As discovery becomes AI-driven, content stops behaving like copy and starts behaving like infrastructure. Its integrity determines whether information can flow through the system at all.

Headings function as semantic labels, not formatting

In traditional publishing, headings exist to help humans scan. In AI systems, they perform a more technical role. They act as semantic labels that define the purpose of each section.

A heading effectively signals to the system what type of information follows. A section titled “Definition” is interpreted differently from one titled “Evidence” or “Implications.” These labels guide how the model segments, embeds, and later retrieves that block of knowledge.

When structure is consistent, systems begin to associate particular section types with predictable conceptual roles. Over time, the model learns how information on a site is organised and can extract it with increasing reliability.

Headings therefore operate less like design elements and more like metadata. They are part of the document’s machine-readable architecture.

When headings differ, systems encounter semantic noise

Humans often treat headings as interchangeable. “Implications,” “Strategic Outlook,” and “Why This Matters” may feel equivalent to a reader. To a machine, they are distinct signals that describe different conceptual functions.

When similar sections are labelled inconsistently across pages, the system cannot easily recognise that they serve the same role. Patterns weaken, clustering becomes less reliable, and relationships between ideas become harder to infer.

This creates what can be described as semantic noise: unnecessary variability that forces the system to guess.

AI systems do not reward guessing. They reward clarity and predictability. The more consistently information is labelled and structured, the less interpretation is required and the higher the system’s confidence becomes.

How AI systems actually process your content

To understand why structure has such an outsized effect on visibility, it helps to examine how modern retrieval and generation systems ingest information. Pages are not read as wholes. They are transformed through a sequence of steps that convert documents into machine-usable knowledge.

The process can be understood as a sequential pipeline, where each stage builds directly on the clarity of the previous one.

Segmentation through headings

The system first identifies structural boundaries. Headings are used to determine where ideas begin and end. Clean boundaries produce discrete conceptual units. Inconsistent or weak structure produces blended sections that mix multiple ideas together.

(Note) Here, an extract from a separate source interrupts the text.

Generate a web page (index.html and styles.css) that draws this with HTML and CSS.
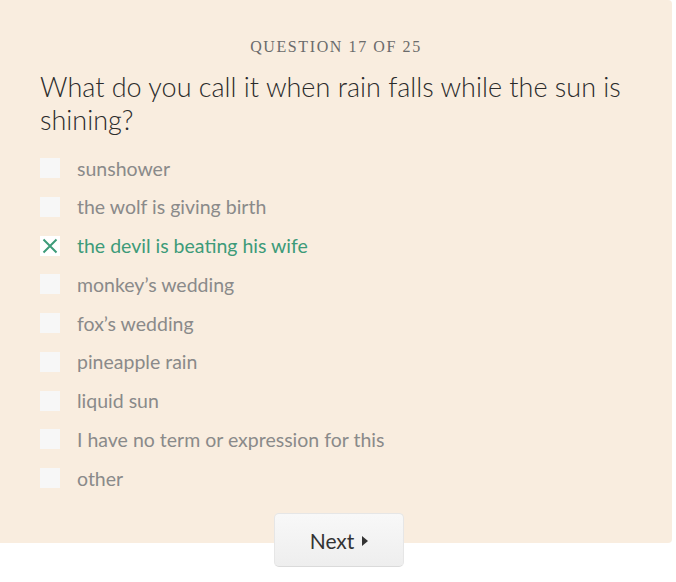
FILE: index.html
```html
<!DOCTYPE html>
<html>
<head>
<meta charset="utf-8">
<link rel="stylesheet" href="styles.css">
</head>
<body>
<div class="panel">
  <div class="kicker">Question 17 of 25</div>
  <h1 class="question">What do you call it when rain falls while the sun is shining?</h1>
  <ul class="options">
    <li class="option"><span class="box"></span><span class="label">sunshower</span></li>
    <li class="option"><span class="box"></span><span class="label">the wolf is giving birth</span></li>
    <li class="option selected"><span class="box"><svg width="20" height="20" viewBox="0 0 20 20"><path d="M3.5 3.5 L16.5 16.5 M16.5 3.5 L3.5 16.5" stroke="#3d9b79" stroke-width="2" fill="none"/></svg></span><span class="label">the devil is beating his wife</span></li>
    <li class="option"><span class="box"></span><span class="label">monkey’s wedding</span></li>
    <li class="option"><span class="box"></span><span class="label">fox’s wedding</span></li>
    <li class="option"><span class="box"></span><span class="label">pineapple rain</span></li>
    <li class="option"><span class="box"></span><span class="label">liquid sun</span></li>
    <li class="option"><span class="box"></span><span class="label">I have no term or expression for this</span></li>
    <li class="option"><span class="box"></span><span class="label">other</span></li>
  </ul>
</div>
<div class="actions">
  <button class="next">Next <span class="arrow"></span></button>
</div>
</body>
</html>
```

FILE: styles.css
```css
html, body {
  margin: 0;
  padding: 0;
  background: #ffffff;
}
.panel {
  width: 672px;
  height: 543px;
  box-sizing: border-box;
  background: #f9eddf;
  border-radius: 0 4px 4px 0;
  padding: 37px 40px 0 40px;
}
.kicker {
  text-align: center;
  font-family: "Liberation Serif", "DejaVu Serif", serif;
  font-size: 16px;
  line-height: 20px;
  letter-spacing: 1.6px;
  text-transform: uppercase;
  color: #6b6b6b;
}
.question {
  margin: 13px 0 0 0;
  font-family: Lato, "Liberation Sans", sans-serif;
  font-weight: 300;
  font-size: 27px;
  line-height: 33px;
  color: #2b2b2b;
}
.options {
  list-style: none;
  margin: 22px 0 0 0;
  padding: 0;
  display: flex;
  flex-direction: column;
  gap: 18.75px;
}
.option {
  display: flex;
  align-items: center;
  height: 20px;
  gap: 17px;
  font-family: Lato, "Liberation Sans", sans-serif;
  font-size: 19.5px;
  color: #8a8a8a;
}
.box {
  width: 20px;
  height: 20px;
  background: #f7f7f7;
  flex: none;
  display: block;
}
.box svg {
  display: block;
}
.selected .box {
  background: #ffffff;
}
.selected .label {
  color: #3d9b79;
}
.actions {
  display: flex;
  justify-content: center;
  margin-top: -30px;
  position: relative;
}
.next {
  width: 130px;
  height: 54px;
  margin-left: 2px;
  border: 1px solid #e6e6e6;
  border-bottom-color: #dadada;
  border-radius: 5px;
  background: linear-gradient(#f8f8f8, #eeeeee);
  font-family: Lato, "Liberation Sans", sans-serif;
  font-size: 21px;
  color: #333333;
  display: flex;
  align-items: center;
  justify-content: center;
  gap: 8px;
  padding: 0;
}
.arrow {
  width: 0;
  height: 0;
  border-top: 5px solid transparent;
  border-bottom: 5px solid transparent;
  border-left: 6px solid #333333;
  margin-top: 2px;
}
```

Segmentation quality determines everything that follows.

Chunking into retrievable units

After segmentation, the page is broken into smaller pieces known as chunks. Each chunk becomes an independent unit that can later be retrieved in response to a query.

If a chunk represents one clear concept, it is easy to match and reuse. If it contains several loosely related ideas, it becomes difficult to interpret and less likely to surface. Well-defined structure therefore leads directly to cleaner, more useful chunks.

Embeddings convert meaning into vectors

Each chunk is then transformed into an embedding, a mathematical representation of its semantic meaning. These vectors allow systems to compare similarity between ideas rather than relying on exact keyword matches.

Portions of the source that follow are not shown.